The second crash of the Boeing 737 Max jet in Ethiopia claiming 157 lives came five months after the same model nosedived in Indonesia killing 189.
China, the country of few human rights and safety regulations, immediately grounded the planes as did virtually everyone else.
Transport Canada was very slow to take the 737 Max out of service, likely because it will hurt the profit margins of Canadian airlines, especially Air Canada.
Not surprisingly, the United States was last to respond.
After the second crash, Boeing CEO Dennis Muilenburg called President Trump to assure him that their planes were safe.
This particular series employs 12,000 direct employees in Washington State plus thousands upon thousands of spinoff jobs. To them profits were paramount and safety was secondary.
With the majority of deaths in these crashes being browns, blacks and from ‘shithole’ countries” (as described by Trump), there was even less incentive for Trump to care about the dead. But there is more to the story than just Donald Trump.
Libertarians and political parties on the right have been routinely weakening regulations and undermining the role of regulators since the 1980s.
The reluctance for the United States government to err on the side of safety rather than corporate profits is the eventual outcome of watered down regulations, industry self-compliance and weak oversight agencies.

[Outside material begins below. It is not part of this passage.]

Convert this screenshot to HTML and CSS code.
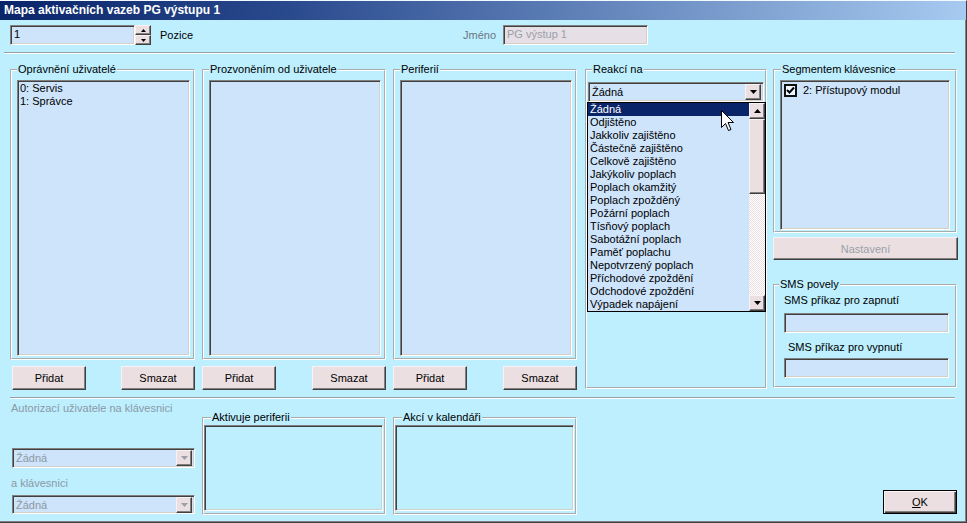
FILE: index.html
```html
<!DOCTYPE html>
<html>
<head>
<meta charset="utf-8">
<link rel="stylesheet" href="styles.css">
</head>
<body>
<div class="window">
  <div class="titlebar">Mapa aktivačních vazeb PG výstupu 1</div>
  <div class="client">
    <div class="toprow">
      <div class="pos-group">
        <div class="field spin-text">1</div>
        <div class="spinbtns">
          <div class="rbtn spinbtn"><svg width="5" height="3" viewBox="0 0 5 3"><path d="M0 3h5L2.5 0z"/></svg></div>
          <div class="rbtn spinbtn"><svg width="5" height="3" viewBox="0 0 5 3"><path d="M0 0h5L2.5 3z"/></svg></div>
        </div>
        <span class="pozice">Pozice</span>
      </div>
      <span class="jmeno">Jméno</span>
      <div class="field name-field">PG výstup 1</div>
    </div>
    <div class="sep"></div>

    <div class="main">
      <div class="col col1">
        <fieldset class="group ugroup">
          <legend>Oprávnění uživatelé</legend>
          <div class="list">
            <div class="item">0: Servis</div>
            <div class="item">1: Správce</div>
          </div>
        </fieldset>
        <div class="btnrow btnrow1">
          <button class="btn">Přidat</button>
          <button class="btn">Smazat</button>
        </div>
      </div>
      <div class="col">
        <fieldset class="group ugroup">
          <legend>Prozvoněním od uživatele</legend>
          <div class="list"></div>
        </fieldset>
        <div class="btnrow">
          <button class="btn">Přidat</button>
          <button class="btn">Smazat</button>
        </div>
      </div>
      <div class="col">
        <fieldset class="group ugroup">
          <legend>Periferií</legend>
          <div class="list"></div>
        </fieldset>
        <div class="btnrow">
          <button class="btn">Přidat</button>
          <button class="btn">Smazat</button>
        </div>
      </div>

      <fieldset class="group reakci">
        <legend>Reakcí na</legend>
        <div class="combo">
          <div class="combo-text">Žádná</div>
          <div class="rbtn combo-arrow"><svg width="7" height="4" viewBox="0 0 7 4"><path d="M0 0h7L3.5 4z"/></svg></div>
          <div class="dropdown">
            <div class="ddlist">
              <div class="dditem sel">Žádná</div>
              <div class="dditem">Odjištěno</div>
              <div class="dditem">Jakkoliv zajištěno</div>
              <div class="dditem">Částečně zajištěno</div>
              <div class="dditem">Celkově zajištěno</div>
              <div class="dditem">Jakýkoliv poplach</div>
              <div class="dditem">Poplach okamžitý</div>
              <div class="dditem">Poplach zpožděný</div>
              <div class="dditem">Požární poplach</div>
              <div class="dditem">Tísňový poplach</div>
              <div class="dditem">Sabotážní poplach</div>
              <div class="dditem">Paměť poplachu</div>
              <div class="dditem">Nepotvrzený poplach</div>
              <div class="dditem">Příchodové zpoždění</div>
              <div class="dditem">Odchodové zpoždění</div>
              <div class="dditem">Výpadek napájení</div>
            </div>
            <div class="scrollbar">
              <div class="rbtn sbbtn"><svg width="7" height="4" viewBox="0 0 7 4"><path d="M0 4h7L3.5 0z"/></svg></div>
              <div class="rbtn sbthumb"></div>
              <div class="sbtrack"></div>
              <div class="rbtn sbbtn"><svg width="7" height="4" viewBox="0 0 7 4"><path d="M0 0h7L3.5 4z"/></svg></div>
            </div>
            <svg class="cursor" width="13" height="21" viewBox="0 0 13 21"><path d="M0.5 0.5V17.5L4.5 13.5L7.5 20.5L10 19.5L7 12.5H12.5Z" fill="#fff" stroke="#000" stroke-width="1" stroke-linejoin="miter"/></svg>
          </div>
        </div>
      </fieldset>

      <div class="rightcol">
        <fieldset class="group seg">
          <legend>Segmentem klávesnice</legend>
          <div class="list seglist">
            <div class="chkitem">
              <span class="chk"><svg width="9" height="9" viewBox="0 0 9 9"><path d="M1 4l2.5 2.5L8 1.5" fill="none" stroke="#000" stroke-width="2"/></svg></span>
              <span>2: Přístupový modul</span>
            </div>
          </div>
        </fieldset>
        <button class="btn nastaveni" disabled>Nastavení</button>
        <fieldset class="group sms">
          <legend>SMS povely</legend>
          <div class="smslabel">SMS příkaz pro zapnutí</div>
          <div class="field smsfield"></div>
          <div class="smslabel smslabel2">SMS příkaz pro vypnutí</div>
          <div class="field smsfield smsfield2"></div>
        </fieldset>
      </div>
    </div>

    <div class="sep sep2"></div>

    <div class="bottom">
      <div class="auth">
        <div class="gray authlabel">Autorizací uživatele na klávesnici</div>
        <div class="combo dcombo dcombo1">
          <div class="combo-text gray">Žádná</div>
          <div class="rbtn combo-arrow"><svg width="7" height="4" viewBox="0 0 7 4"><path d="M0 0h7L3.5 4z" fill="#9aa0a8"/></svg></div>
        </div>
        <div class="gray klabel">a klávesnici</div>
        <div class="combo dcombo dcombo2">
          <div class="combo-text gray">Žádná</div>
          <div class="rbtn combo-arrow"><svg width="7" height="4" viewBox="0 0 7 4"><path d="M0 0h7L3.5 4z" fill="#9aa0a8"/></svg></div>
        </div>
      </div>
      <fieldset class="group bgroup">
        <legend>Aktivuje periferii</legend>
        <div class="list blist"></div>
      </fieldset>
      <fieldset class="group bgroup bgroup2">
        <legend>Akcí v kalendáři</legend>
        <div class="list blist"></div>
      </fieldset>
      <button class="btn okbtn"><u>O</u>K</button>
    </div>
  </div>
</div>
</body>
</html>
```
FILE: styles.css
```css
* { box-sizing: border-box; }

body {
  margin: 0;
  width: 967px;
  height: 523px;
  overflow: hidden;
  background: #bdefff;
  font: 11px "Liberation Sans", Arial, sans-serif;
  color: #000;
}

.window {
  width: 967px;
  height: 523px;
  display: flex;
  flex-direction: column;
  border-top: 1px solid #f4f8ff;
  border-right: 1px solid #404040;
  border-bottom: 1px solid #404040;
  box-shadow: inset -1px -1px #808080;
}

.titlebar {
  height: 19px;
  line-height: 19px;
  padding-left: 4px;
  color: #fff;
  font-weight: bold;
  font-size: 12px;
  background: linear-gradient(to right, #0a246a 0%, #2a4a8e 30%, #a6caf0 100%);
}

.client {
  flex: 1;
  display: flex;
  flex-direction: column;
  padding: 5px 9px 0 10px;
}

/* generic 3d */
.field {
  background: #cde4fb;
  border: 1px solid;
  border-color: #808080 #fff #fff #808080;
  box-shadow: inset 1px 1px #404040, inset -1px -1px #d4d0c8;
}

.rbtn {
  background: #ecdfe2;
  border: 1px solid;
  border-color: #f8f2f4 #404040 #404040 #f8f2f4;
  box-shadow: inset -1px -1px #808080;
  display: flex;
  align-items: center;
  justify-content: center;
}

.gray { color: #8c98a4; }

/* top row */
.toprow {
  height: 20px;
  display: flex;
  align-items: center;
}

.pos-group {
  width: 453px;
  height: 20px;
  display: flex;
  align-items: center;
}

.spin-text {
  width: 125px;
  height: 20px;
  line-height: 16px;
  padding-left: 3px;
}

.spinbtns {
  width: 16px;
  height: 20px;
  display: flex;
  flex-direction: column;
}

.spinbtn { height: 10px; }

.pozice { margin-left: 9px; }

.jmeno {
  color: #6c7680;
  margin-right: 7px;
}

.name-field {
  width: 145px;
  height: 20px;
  line-height: 16px;
  padding-left: 3px;
  background: #e6dfe6;
  color: #9aa0a8;
}

.sep {
  height: 2px;
  border-top: 1px solid #94a0a8;
  border-bottom: 1px solid #fff;
  margin: 7px 2px 0 -6px;
}

/* main */
.main {
  display: flex;
  gap: 7px;
  height: 327px;
  margin-top: 9px;
}

.col {
  width: 184px;
  display: flex;
  flex-direction: column;
}

.col1 { width: 185px; }

.group {
  margin: 0;
  border: 2px groove #ffffff;
  min-width: 0;
}

.group legend {
  padding: 0 1px;
  line-height: 13px;
  font-size: 11px;
}

.ugroup {
  height: 297px;
  padding: 4px 3px 2px 5px;
}

.list {
  background: #cde4fb;
  border: 1px solid;
  border-color: #808080 #fff #fff #808080;
  box-shadow: inset 1px 1px #404040, inset -1px -1px #d4d0c8;
  padding: 1px 2px;
}

.ugroup .list { height: 276px; }

.item { line-height: 13px; }

.btnrow {
  display: flex;
  justify-content: space-between;
  margin-top: 6px;
}

.btnrow1 { padding-left: 2px; }

.btn {
  width: 74px;
  height: 24px;
  padding: 0;
  font: inherit;
  color: #000;
  background: #ecdfe2;
  border: 1px solid;
  border-color: #f8f2f4 #404040 #404040 #f8f2f4;
  box-shadow: inset -1px -1px #808080;
}

/* reakci */
.reakci {
  width: 182px;
  height: 326px;
  margin-left: 1px;
  padding: 6px 1px 0 1px;
}

.reakci legend { margin-left: 4px; }

.combo {
  position: relative;
  height: 20px;
  display: flex;
  background: #cde4fb;
  border: 1px solid;
  border-color: #808080 #fff #fff #808080;
  box-shadow: inset 1px 1px #404040, inset -1px -1px #d4d0c8;
  padding: 2px;
}

.combo-text {
  flex: 1;
  line-height: 14px;
  padding-left: 1px;
}

.combo-arrow {
  width: 16px;
  height: 16px;
  margin-top: -1px;
}

.dropdown {
  position: absolute;
  top: 19px;
  left: -2px;
  width: 179px;
  height: 210px;
  border: 1px solid #000;
  background: #cde4fb;
  display: flex;
  z-index: 5;
}

.ddlist { flex: 1; }

.dditem {
  line-height: 13px;
  height: 13px;
  padding-left: 2px;
  white-space: nowrap;
}

.dditem.sel {
  background: #0a246a;
  color: #fff;
}

.scrollbar {
  width: 16px;
  display: flex;
  flex-direction: column;
}

.sbbtn { height: 16px; }

.sbthumb { height: 75px; }

.sbtrack {
  flex: 1;
  background: repeating-conic-gradient(#ecdfe2 0 25%, #ffffff 0 50%) 0 0 / 2px 2px;
}

.cursor {
  position: absolute;
  left: 133px;
  top: 7px;
}

/* right column */
.rightcol {
  width: 184px;
  margin-left: -1px;
  display: flex;
  flex-direction: column;
}

.seg {
  height: 170px;
  padding: 4px 5px 1px 5px;
}

.seg legend { margin-left: 1px; }

.seglist { height: 150px; }

.chkitem {
  display: flex;
  align-items: center;
  gap: 6px;
  margin: 2px 0 0 1px;
  line-height: 13px;
}

.chk {
  width: 13px;
  height: 13px;
  border: 2px solid #101010;
  background: #eef6ff;
  display: flex;
  align-items: center;
  justify-content: center;
}

.nastaveni {
  width: 185px;
  height: 23px;
  margin-top: 4px;
  color: #9aa0a8;
}

.sms {
  height: 110px;
  margin-top: 18px;
  padding: 3px 4px 0 9px;
}

.sms legend { margin-left: -5px; }

.smslabel { line-height: 13px; }

.smslabel2 { margin-top: 8px; margin-left: 4px; }

.smsfield {
  width: 165px;
  height: 20px;
  margin-top: 6px;
}

.smsfield2 { margin-top: 4px; }

/* bottom */
.sep2 { margin: 7px 2px 0 0; }

.bottom {
  flex: 1;
  display: flex;
}

.auth {
  width: 192px;
  display: flex;
  flex-direction: column;
  padding-left: 1px;
}

.authlabel {
  margin-top: 3px;
  line-height: 13px;
}

.dcombo {
  width: 183px;
  margin-left: 1px;
}

.dcombo1 { margin-top: 33px; }

.klabel {
  margin-top: 9px;
  line-height: 13px;
}

.dcombo2 { margin-top: 5px; height: 19px; }

.bgroup {
  width: 184px;
  height: 104px;
  margin-top: 12px;
  padding: 1px 1px 2px 0;
}

.bgroup legend { margin-left: 7px; }

.bgroup2 { margin-left: 7px; }

.blist {
  height: 86px;
  background: #bdefff;
}

.okbtn {
  margin-left: auto;
  align-self: flex-end;
  margin-bottom: 8px;
  border: 1px solid #000;
  box-shadow: inset 1px 1px #f8f2f4, inset -1px -1px #404040, inset -2px -2px #808080;
}
```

Today the Federal Aviation Association (FAA) is a head-less agency (Trump never named a director), seriously underfunded, lacks experts to monitor corporations for safety compliance and rely solely on manufacturers to test and approve new aircrafts.
The few experts remaining at the FAA routinely rotate between industry jobs and the FAA making the compliance organization a prostitute to industry or a toothless imposter.
It was rather telling that the black boxes were sent to France to be analyzed, not the FAA.
On this file, Trump and Muilenburg misread the safety concerns.
Pilots from first world countries, too, had been expressing concerns about software flaws in the Boeing 737 Max series and poor training. First-world passengers were as fearful to board a
Boeing 737 Max as those from ‘shit hole’ countries.
Without trustworthy regulators, consumers lose trust, economic growth suffers and unfortunately, lives are needlessly lost, or land, air and water are comprised or ruined permanently.
We live the same thing in Alberta where the relationship between Conservative governments, the oil and gas industry, the Energy Resources Conservation Board and the Alberta Energy Regulators has led to public distrust.
As regulations and oversight softened or disappeared, the industry spent less money on pipeline maintenance, was quite irresponsible on a number of significant pipeline ruptures and more often than not pushed landowners to fear for their property rights.
Protests and lawsuits happen when people feel there are no other options. Separation of power (industry and regulators) and checks and balances are absolutely critical for trust.
Fair and reasonable regulations, compliance, independent oversight, restitution and appropriate penalties all build trust.
Even though pipelines are the safest method to transport oil, in both Canada and the United States, their construction now garners unbelievable pushback.
I often wonder if governments had not ceded their powers and become puppets of industry, would Boeing and our oil industry be enjoying better times?